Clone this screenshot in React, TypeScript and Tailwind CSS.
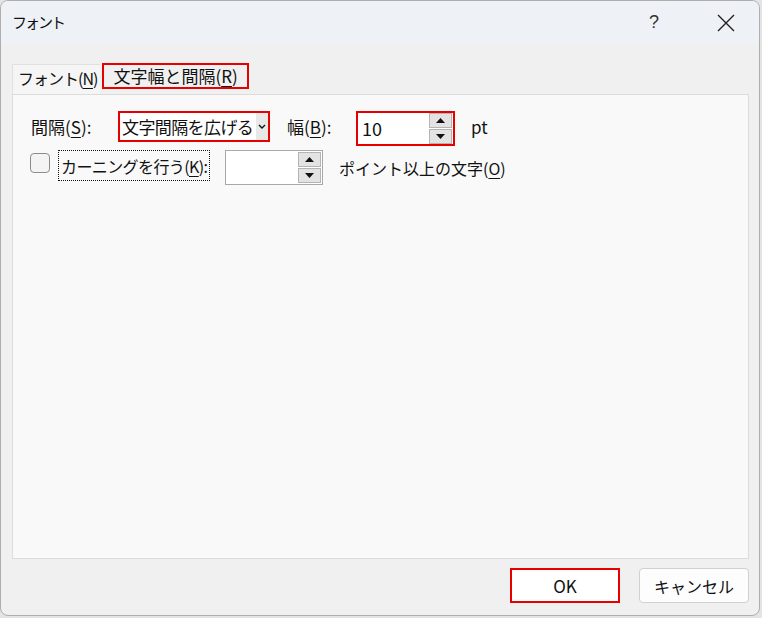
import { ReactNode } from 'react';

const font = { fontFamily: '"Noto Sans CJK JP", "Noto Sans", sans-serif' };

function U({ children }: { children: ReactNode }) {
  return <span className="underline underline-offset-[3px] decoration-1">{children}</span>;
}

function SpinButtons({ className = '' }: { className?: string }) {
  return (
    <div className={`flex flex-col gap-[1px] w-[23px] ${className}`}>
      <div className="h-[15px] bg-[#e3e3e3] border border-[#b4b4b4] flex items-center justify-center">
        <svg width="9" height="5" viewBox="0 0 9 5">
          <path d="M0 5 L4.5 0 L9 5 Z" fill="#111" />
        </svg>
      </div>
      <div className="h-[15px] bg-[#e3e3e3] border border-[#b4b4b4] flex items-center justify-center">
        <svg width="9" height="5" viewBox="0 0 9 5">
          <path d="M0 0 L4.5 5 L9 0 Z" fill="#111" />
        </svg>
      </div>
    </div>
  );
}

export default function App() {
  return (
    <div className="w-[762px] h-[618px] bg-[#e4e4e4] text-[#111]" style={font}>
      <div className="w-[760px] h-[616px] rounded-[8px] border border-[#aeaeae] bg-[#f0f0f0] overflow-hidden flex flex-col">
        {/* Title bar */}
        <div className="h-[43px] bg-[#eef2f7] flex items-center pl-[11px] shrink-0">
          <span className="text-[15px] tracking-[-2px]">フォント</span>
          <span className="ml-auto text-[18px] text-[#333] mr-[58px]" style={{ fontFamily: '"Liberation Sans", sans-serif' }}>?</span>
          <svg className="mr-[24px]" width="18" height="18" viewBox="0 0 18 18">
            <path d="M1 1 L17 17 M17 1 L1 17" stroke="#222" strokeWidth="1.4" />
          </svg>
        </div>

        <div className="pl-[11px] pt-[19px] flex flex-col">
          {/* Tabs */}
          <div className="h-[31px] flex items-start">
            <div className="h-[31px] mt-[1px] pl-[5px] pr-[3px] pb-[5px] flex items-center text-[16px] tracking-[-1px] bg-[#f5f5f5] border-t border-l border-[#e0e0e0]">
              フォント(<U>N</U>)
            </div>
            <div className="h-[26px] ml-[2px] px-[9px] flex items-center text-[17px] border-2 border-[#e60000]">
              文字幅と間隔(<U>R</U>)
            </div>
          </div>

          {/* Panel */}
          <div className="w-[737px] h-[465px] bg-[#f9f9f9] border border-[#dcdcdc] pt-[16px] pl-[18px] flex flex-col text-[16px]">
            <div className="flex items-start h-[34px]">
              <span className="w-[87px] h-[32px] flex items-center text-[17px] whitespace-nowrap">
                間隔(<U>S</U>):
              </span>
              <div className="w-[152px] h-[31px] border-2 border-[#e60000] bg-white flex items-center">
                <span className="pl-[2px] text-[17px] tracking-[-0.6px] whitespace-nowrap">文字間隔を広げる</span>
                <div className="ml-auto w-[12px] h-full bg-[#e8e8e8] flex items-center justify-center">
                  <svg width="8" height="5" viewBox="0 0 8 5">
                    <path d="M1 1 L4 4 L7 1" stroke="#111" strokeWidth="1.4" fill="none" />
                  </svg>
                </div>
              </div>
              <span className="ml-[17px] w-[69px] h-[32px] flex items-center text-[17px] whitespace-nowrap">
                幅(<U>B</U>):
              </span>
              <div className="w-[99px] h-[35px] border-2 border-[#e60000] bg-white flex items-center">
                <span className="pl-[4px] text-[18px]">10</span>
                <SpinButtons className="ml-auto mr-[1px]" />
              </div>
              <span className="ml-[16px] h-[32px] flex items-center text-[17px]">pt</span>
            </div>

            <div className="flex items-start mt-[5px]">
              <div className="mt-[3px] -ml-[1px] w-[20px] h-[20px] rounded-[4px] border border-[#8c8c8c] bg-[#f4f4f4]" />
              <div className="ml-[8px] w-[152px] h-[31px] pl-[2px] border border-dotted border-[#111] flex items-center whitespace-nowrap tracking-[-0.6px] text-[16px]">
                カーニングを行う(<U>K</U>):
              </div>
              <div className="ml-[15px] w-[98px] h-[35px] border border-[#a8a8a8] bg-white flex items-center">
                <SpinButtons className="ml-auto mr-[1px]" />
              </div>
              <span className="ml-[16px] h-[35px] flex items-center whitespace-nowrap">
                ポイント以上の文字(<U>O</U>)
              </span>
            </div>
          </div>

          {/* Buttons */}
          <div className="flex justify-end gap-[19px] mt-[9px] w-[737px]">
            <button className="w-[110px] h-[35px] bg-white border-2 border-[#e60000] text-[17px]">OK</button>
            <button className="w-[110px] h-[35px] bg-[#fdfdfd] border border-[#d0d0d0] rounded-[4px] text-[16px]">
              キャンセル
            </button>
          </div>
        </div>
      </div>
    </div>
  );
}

○ ○ ○ ○ ○ ○ ○

▶ _Problem statement_
Transcribe all the data word for word; the images stay out.

▶ _Answer to the exercise_
Clone this screenshot in React, TypeScript and Tailwind CSS.
import { ReactNode } from 'react';

const font = { fontFamily: '"Noto Sans CJK JP", "Noto Sans", sans-serif' };

function U({ children }: { children: ReactNode }) {
  return <span className="underline underline-offset-[3px] decoration-1">{children}</span>;
}

function SpinButtons({ className = '' }: { className?: string }) {
  return (
    <div className={`flex flex-col gap-[1px] w-[23px] ${className}`}>
      <div className="h-[15px] bg-[#e3e3e3] border border-[#b4b4b4] flex items-center justify-center">
        <svg width="9" height="5" viewBox="0 0 9 5">
          <path d="M0 5 L4.5 0 L9 5 Z" fill="#111" />
        </svg>
      </div>
      <div className="h-[15px] bg-[#e3e3e3] border border-[#b4b4b4] flex items-center justify-center">
        <svg width="9" height="5" viewBox="0 0 9 5">
          <path d="M0 0 L4.5 5 L9 0 Z" fill="#111" />
        </svg>
      </div>
    </div>
  );
}

export default function App() {
  return (
    <div className="w-[762px] h-[618px] bg-[#e4e4e4] text-[#111]" style={font}>
      <div className="w-[760px] h-[616px] rounded-[8px] border border-[#aeaeae] bg-[#f0f0f0] overflow-hidden flex flex-col">
        {/* Title bar */}
        <div className="h-[43px] bg-[#eef2f7] flex items-center pl-[11px] shrink-0">
          <span className="text-[15px] tracking-[-2px]">フォント</span>
          <span className="ml-auto text-[18px] text-[#333] mr-[58px]" style={{ fontFamily: '"Liberation Sans", sans-serif' }}>?</span>
          <svg className="mr-[24px]" width="18" height="18" viewBox="0 0 18 18">
            <path d="M1 1 L17 17 M17 1 L1 17" stroke="#222" strokeWidth="1.4" />
          </svg>
        </div>

        <div className="pl-[11px] pt-[19px] flex flex-col">
          {/* Tabs */}
          <div className="h-[31px] flex items-start">
            <div className="h-[31px] mt-[1px] pl-[5px] pr-[3px] pb-[5px] flex items-center text-[16px] tracking-[-1px] bg-[#f5f5f5] border-t border-l border-[#e0e0e0]">
              フォント(<U>N</U>)
            </div>
            <div className="h-[26px] ml-[2px] px-[9px] flex items-center text-[17px] border-2 border-[#e60000]">
              文字幅と間隔(<U>R</U>)
            </div>
          </div>

          {/* Panel */}
          <div className="w-[737px] h-[465px] bg-[#f9f9f9] border border-[#dcdcdc] pt-[16px] pl-[18px] flex flex-col text-[16px]">
            <div className="flex items-start h-[34px]">
              <span className="w-[87px] h-[32px] flex items-center text-[17px] whitespace-nowrap">
                間隔(<U>S</U>):
              </span>
              <div className="w-[152px] h-[31px] border-2 border-[#e60000] bg-white flex items-center">
                <span className="pl-[2px] text-[17px] tracking-[-0.6px] whitespace-nowrap">文字間隔を広げる</span>
                <div className="ml-auto w-[12px] h-full bg-[#e8e8e8] flex items-center justify-center">
                  <svg width="8" height="5" viewBox="0 0 8 5">
                    <path d="M1 1 L4 4 L7 1" stroke="#111" strokeWidth="1.4" fill="none" />
                  </svg>
                </div>
              </div>
              <span className="ml-[17px] w-[69px] h-[32px] flex items-center text-[17px] whitespace-nowrap">
                幅(<U>B</U>):
              </span>
              <div className="w-[99px] h-[35px] border-2 border-[#e60000] bg-white flex items-center">
                <span className="pl-[4px] text-[18px]">10</span>
                <SpinButtons className="ml-auto mr-[1px]" />
              </div>
              <span className="ml-[16px] h-[32px] flex items-center text-[17px]">pt</span>
            </div>

            <div className="flex items-start mt-[5px]">
              <div className="mt-[3px] -ml-[1px] w-[20px] h-[20px] rounded-[4px] border border-[#8c8c8c] bg-[#f4f4f4]" />
              <div className="ml-[8px] w-[152px] h-[31px] pl-[2px] border border-dotted border-[#111] flex items-center whitespace-nowrap tracking-[-0.6px] text-[16px]">
                カーニングを行う(<U>K</U>):
              </div>
              <div className="ml-[15px] w-[98px] h-[35px] border border-[#a8a8a8] bg-white flex items-center">
                <SpinButtons className="ml-auto mr-[1px]" />
              </div>
              <span className="ml-[16px] h-[35px] flex items-center whitespace-nowrap">
                ポイント以上の文字(<U>O</U>)
              </span>
            </div>
          </div>

          {/* Buttons */}
          <div className="flex justify-end gap-[19px] mt-[9px] w-[737px]">
            <button className="w-[110px] h-[35px] bg-white border-2 border-[#e60000] text-[17px]">OK</button>
            <button className="w-[110px] h-[35px] bg-[#fdfdfd] border border-[#d0d0d0] rounded-[4px] text-[16px]">
              キャンセル
            </button>
          </div>
        </div>
      </div>
    </div>
  );
}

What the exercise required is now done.